Any marriage of convenience between Detroit and cash-rich Silicon Valley companies is likely to come with plenty of conditions. The greatest risk to car builders is that they simply become the manufacturing brawn to the Valley’s software brain. That would relegate automakers to junior partners building the equivalent of the cell phone handset while the tech guys imbue autonomous cars of the future with all that makes them special—and collect the lucrative data they’ll generate. It would be as if mighty GM or Ford were reduced to an automotive version of Foxconn Technology, the Taiwanese contract manufacturer that assembles the iPhone according to Apple’s very precise specifications.

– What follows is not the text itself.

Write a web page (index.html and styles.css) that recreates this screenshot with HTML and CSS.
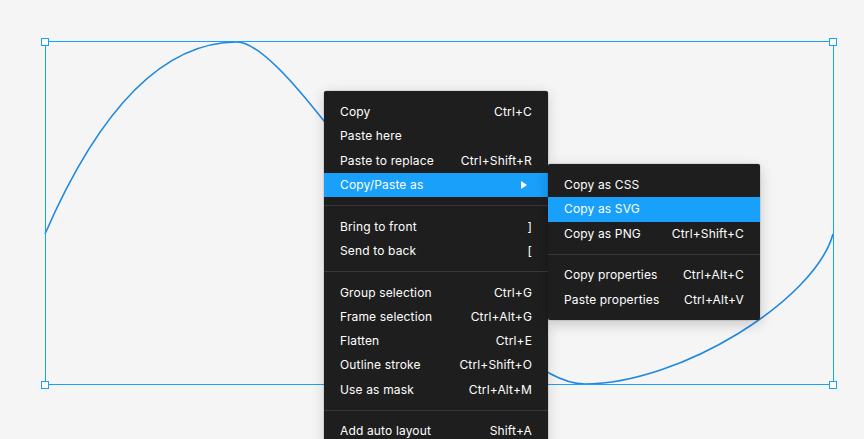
FILE: index.html
```html
<!DOCTYPE html>
<html>
<head>
<meta charset="utf-8">
<link rel="stylesheet" href="styles.css">
</head>
<body>
<div class="canvas">
  <svg class="art" width="864" height="439" viewBox="0 0 864 439">
    <path class="curve" d="M45,234 C105,96 170,42 237,42 C300,42 480,384 585,384 C680,384 815,300 833,234"/>
    <rect class="frame" x="45.5" y="41.5" width="788" height="343"/>
    <rect class="handle" x="41.5" y="38.5" width="7" height="7"/>
    <rect class="handle" x="829.5" y="38.5" width="7" height="7"/>
    <rect class="handle" x="41.5" y="381.5" width="7" height="7"/>
    <rect class="handle" x="829.5" y="381.5" width="7" height="7"/>
  </svg>

  <div class="menu main">
    <div class="item"><span>Copy</span><span class="sc">Ctrl+C</span></div>
    <div class="item"><span>Paste here</span></div>
    <div class="item"><span>Paste to replace</span><span class="sc">Ctrl+Shift+R</span></div>
    <div class="item active"><span>Copy/Paste as</span><span class="arrow"></span></div>
    <div class="sep"></div>
    <div class="item"><span>Bring to front</span><span class="sc">]</span></div>
    <div class="item"><span>Send to back</span><span class="sc">[</span></div>
    <div class="sep"></div>
    <div class="item"><span>Group selection</span><span class="sc">Ctrl+G</span></div>
    <div class="item"><span>Frame selection</span><span class="sc">Ctrl+Alt+G</span></div>
    <div class="item"><span>Flatten</span><span class="sc">Ctrl+E</span></div>
    <div class="item"><span>Outline stroke</span><span class="sc">Ctrl+Shift+O</span></div>
    <div class="item"><span>Use as mask</span><span class="sc">Ctrl+Alt+M</span></div>
    <div class="sep"></div>
    <div class="item"><span>Add auto layout</span><span class="sc">Shift+A</span></div>
  </div>

  <div class="menu sub">
    <div class="item"><span>Copy as CSS</span></div>
    <div class="item active"><span>Copy as SVG</span></div>
    <div class="item"><span>Copy as PNG</span><span class="sc">Ctrl+Shift+C</span></div>
    <div class="sep"></div>
    <div class="item"><span>Copy properties</span><span class="sc">Ctrl+Alt+C</span></div>
    <div class="item"><span>Paste properties</span><span class="sc">Ctrl+Alt+V</span></div>
  </div>
</div>
</body>
</html>
```

FILE: styles.css
```css
html, body {
  margin: 0;
  padding: 0;
  width: 864px;
  height: 439px;
  overflow: hidden;
  background: #f5f5f5;
}

.canvas {
  position: relative;
  width: 864px;
  height: 439px;
  background: #f5f5f5;
  font-family: Inter, "Noto Sans", sans-serif;
}

.art {
  position: absolute;
  left: 0;
  top: 0;
}

.curve {
  fill: none;
  stroke: #1d88e2;
  stroke-width: 1.6;
}

.frame {
  fill: none;
  stroke: #18a0fb;
  stroke-width: 1;
}

.handle {
  fill: #ffffff;
  stroke: #18a0fb;
  stroke-width: 1;
}

.menu {
  position: absolute;
  background: #1e1e1e;
  border-radius: 2px;
  color: #ffffff;
  font-size: 12px;
  letter-spacing: 0.15px;
  box-shadow: 0 2px 14px rgba(0, 0, 0, 0.15), 0 0 0 0.5px rgba(0, 0, 0, 0.15);
  display: flex;
  flex-direction: column;
}

.main {
  left: 324px;
  top: 91px;
  width: 224px;
  padding: 9px 0 8px;
}

.sub {
  left: 548px;
  top: 164px;
  width: 212px;
  padding: 9px 0 8px;
  box-shadow: 0 4px 14px rgba(0, 0, 0, 0.2), 0 0 0 0.5px rgba(0, 0, 0, 0.15);
}

.item {
  height: 24.25px;
  line-height: 24px;
  padding: 0 16px;
  display: flex;
  justify-content: space-between;
  align-items: center;
  white-space: nowrap;
  flex-shrink: 0;
}

.item.active {
  background: #18a0fb;
}

.sc {
  color: #ffffff;
}

.arrow {
  width: 0;
  height: 0;
  border-top: 4px solid transparent;
  border-bottom: 4px solid transparent;
  border-left: 6px solid #ffffff;
  margin-right: 5px;
}

.sep {
  height: 1px;
  background: #383838;
  margin: 8.25px 0;
  flex-shrink: 0;
}
```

“If automakers play their cards right, they can become more integrated with Google in building and harnessing the brains of the operation,” says Mark Boyadjis, an analyst at consultant IHS Automotive. “But if history serves us correctly, Google is going to want to control almost every aspect.”

The bottom line: Barclays says U.S. auto sales could fall 40 percent within 25 years. Detroit is looking to tech partnerships to stay relevant.